─── Provided data ───
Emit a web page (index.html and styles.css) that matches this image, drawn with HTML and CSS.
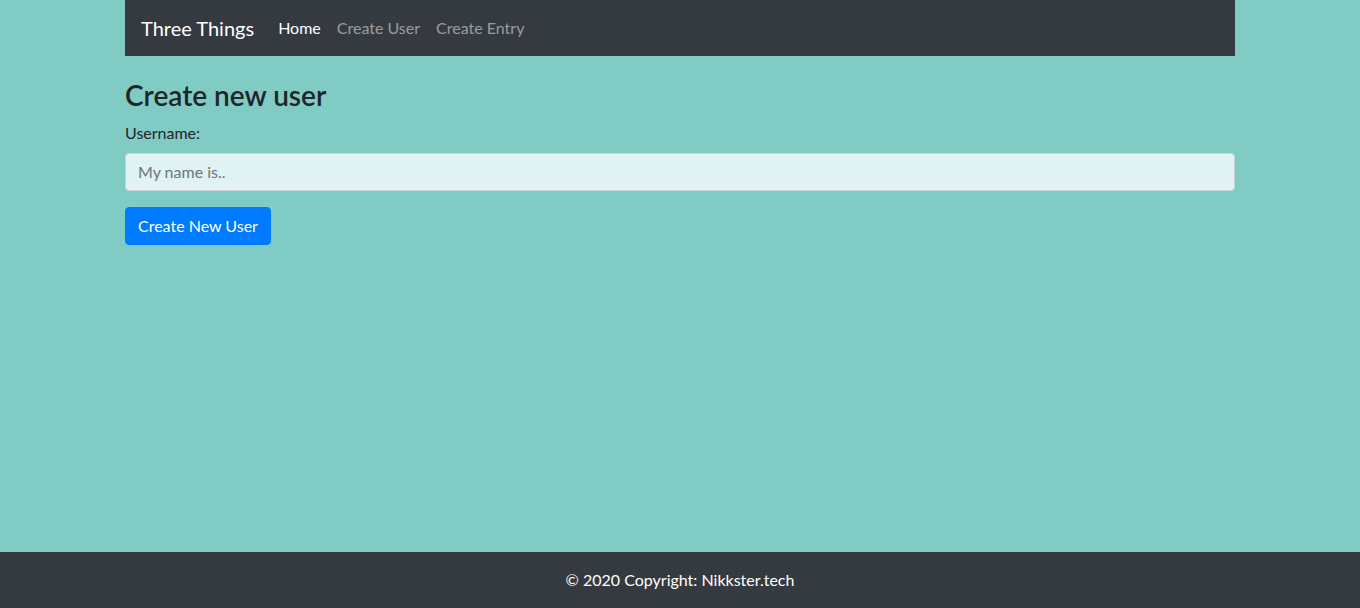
FILE: index.html
```html
<!DOCTYPE html>
<html lang="en">
<head>
<meta charset="utf-8">
<title>Three Things</title>
<link rel="stylesheet" href="styles.css">
</head>
<body>
<div class="page">
  <div class="container">
    <nav class="navbar">
      <a class="brand" href="#">Three Things</a>
      <ul class="nav">
        <li><a class="nav-link active" href="#">Home</a></li>
        <li><a class="nav-link" href="#">Create User</a></li>
        <li><a class="nav-link" href="#">Create Entry</a></li>
      </ul>
    </nav>
    <main class="main">
      <h3 class="title">Create new user</h3>
      <form class="form">
        <div class="form-group">
          <label class="label" for="username">Username:</label>
          <input class="input" id="username" type="text" placeholder="My name is..">
        </div>
        <button class="btn" type="button">Create New User</button>
      </form>
    </main>
  </div>
  <footer class="footer">© 2020 Copyright: Nikkster.tech</footer>
</div>
</body>
</html>
```
FILE: styles.css
```css
* { box-sizing: border-box; }
html, body { margin: 0; padding: 0; }
body {
  font-family: "Segoe UI", Lato, "Noto Sans", sans-serif;
  font-size: 16px;
  line-height: 1.5;
  color: #212529;
  background: #80cbc4;
}
.page {
  min-height: 100vh;
  display: flex;
  flex-direction: column;
}
.container {
  width: 100%;
  max-width: 1140px;
  padding: 0 15px;
  margin: 0 auto;
  flex: 1;
}
.navbar {
  background: #343a40;
  height: 56px;
  display: flex;
  align-items: center;
  padding: 0 16px;
}
.brand {
  color: #fff;
  font-size: 20px;
  text-decoration: none;
  margin-right: 16px;
  line-height: 30px;
}
.nav {
  list-style: none;
  margin: 0;
  padding: 0;
  display: flex;
}
.nav-link {
  display: block;
  padding: 8px;
  color: rgba(255,255,255,0.5);
  text-decoration: none;
}
.nav-link.active { color: #fff; }
.main { padding-top: 23px; }
.title {
  margin: 0 0 8px;
  font-size: 28px;
  font-weight: 600;
  line-height: 1.2;
}
.form-group { margin-bottom: 16px; }
.label {
  display: inline-block;
  margin-bottom: 8px;
}
.input {
  display: block;
  width: 100%;
  height: 38px;
  padding: 6px 12px;
  font: inherit;
  color: #495057;
  background: #e0f2f1;
  border: 1px solid #ced4da;
  border-radius: 4px;
}
.input::placeholder { color: #6c757d; }
.btn {
  display: inline-block;
  height: 38px;
  padding: 6px 12px;
  font: inherit;
  color: #fff;
  background: #007bff;
  border: 1px solid #007bff;
  border-radius: 4px;
}
.footer {
  background: #343a40;
  color: #fff;
  text-align: center;
  padding: 16px 0;
  line-height: 24px;
}
```
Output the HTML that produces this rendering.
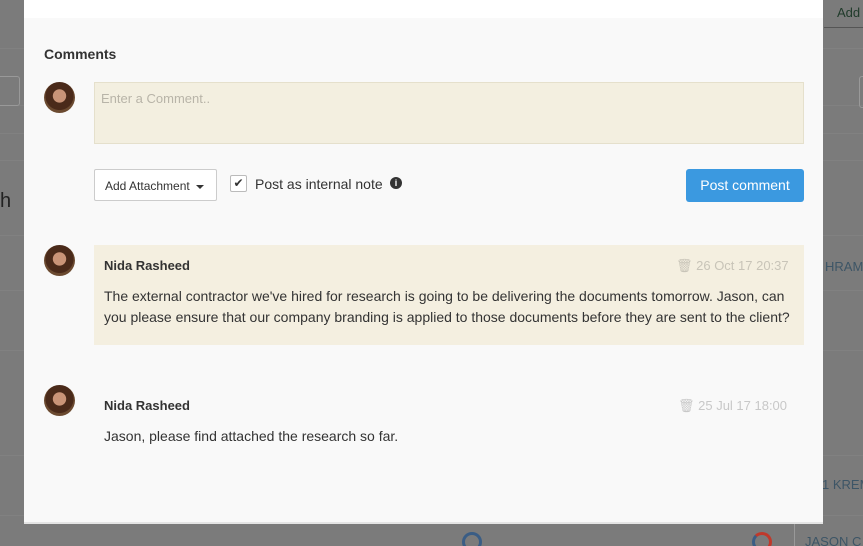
───
• **Task goal**
Repeat every record above exactly, but leave out any pictures.

• **Exercise solution**
Emit a web page (index.html and styles.css) that matches this image, drawn with HTML and CSS.
FILE: index.html
```html
<!DOCTYPE html>
<html lang="en">
<head>
<meta charset="utf-8">
<title>Three Things</title>
<link rel="stylesheet" href="styles.css">
</head>
<body>
<div class="page">
  <div class="container">
    <nav class="navbar">
      <a class="brand" href="#">Three Things</a>
      <ul class="nav">
        <li><a class="nav-link active" href="#">Home</a></li>
        <li><a class="nav-link" href="#">Create User</a></li>
        <li><a class="nav-link" href="#">Create Entry</a></li>
      </ul>
    </nav>
    <main class="main">
      <h3 class="title">Create new user</h3>
      <form class="form">
        <div class="form-group">
          <label class="label" for="username">Username:</label>
          <input class="input" id="username" type="text" placeholder="My name is..">
        </div>
        <button class="btn" type="button">Create New User</button>
      </form>
    </main>
  </div>
  <footer class="footer">© 2020 Copyright: Nikkster.tech</footer>
</div>
</body>
</html>
```
FILE: styles.css
```css
* { box-sizing: border-box; }
html, body { margin: 0; padding: 0; }
body {
  font-family: "Segoe UI", Lato, "Noto Sans", sans-serif;
  font-size: 16px;
  line-height: 1.5;
  color: #212529;
  background: #80cbc4;
}
.page {
  min-height: 100vh;
  display: flex;
  flex-direction: column;
}
.container {
  width: 100%;
  max-width: 1140px;
  padding: 0 15px;
  margin: 0 auto;
  flex: 1;
}
.navbar {
  background: #343a40;
  height: 56px;
  display: flex;
  align-items: center;
  padding: 0 16px;
}
.brand {
  color: #fff;
  font-size: 20px;
  text-decoration: none;
  margin-right: 16px;
  line-height: 30px;
}
.nav {
  list-style: none;
  margin: 0;
  padding: 0;
  display: flex;
}
.nav-link {
  display: block;
  padding: 8px;
  color: rgba(255,255,255,0.5);
  text-decoration: none;
}
.nav-link.active { color: #fff; }
.main { padding-top: 23px; }
.title {
  margin: 0 0 8px;
  font-size: 28px;
  font-weight: 600;
  line-height: 1.2;
}
.form-group { margin-bottom: 16px; }
.label {
  display: inline-block;
  margin-bottom: 8px;
}
.input {
  display: block;
  width: 100%;
  height: 38px;
  padding: 6px 12px;
  font: inherit;
  color: #495057;
  background: #e0f2f1;
  border: 1px solid #ced4da;
  border-radius: 4px;
}
.input::placeholder { color: #6c757d; }
.btn {
  display: inline-block;
  height: 38px;
  padding: 6px 12px;
  font: inherit;
  color: #fff;
  background: #007bff;
  border: 1px solid #007bff;
  border-radius: 4px;
}
.footer {
  background: #343a40;
  color: #fff;
  text-align: center;
  padding: 16px 0;
  line-height: 24px;
}
```
Output the HTML that produces this rendering.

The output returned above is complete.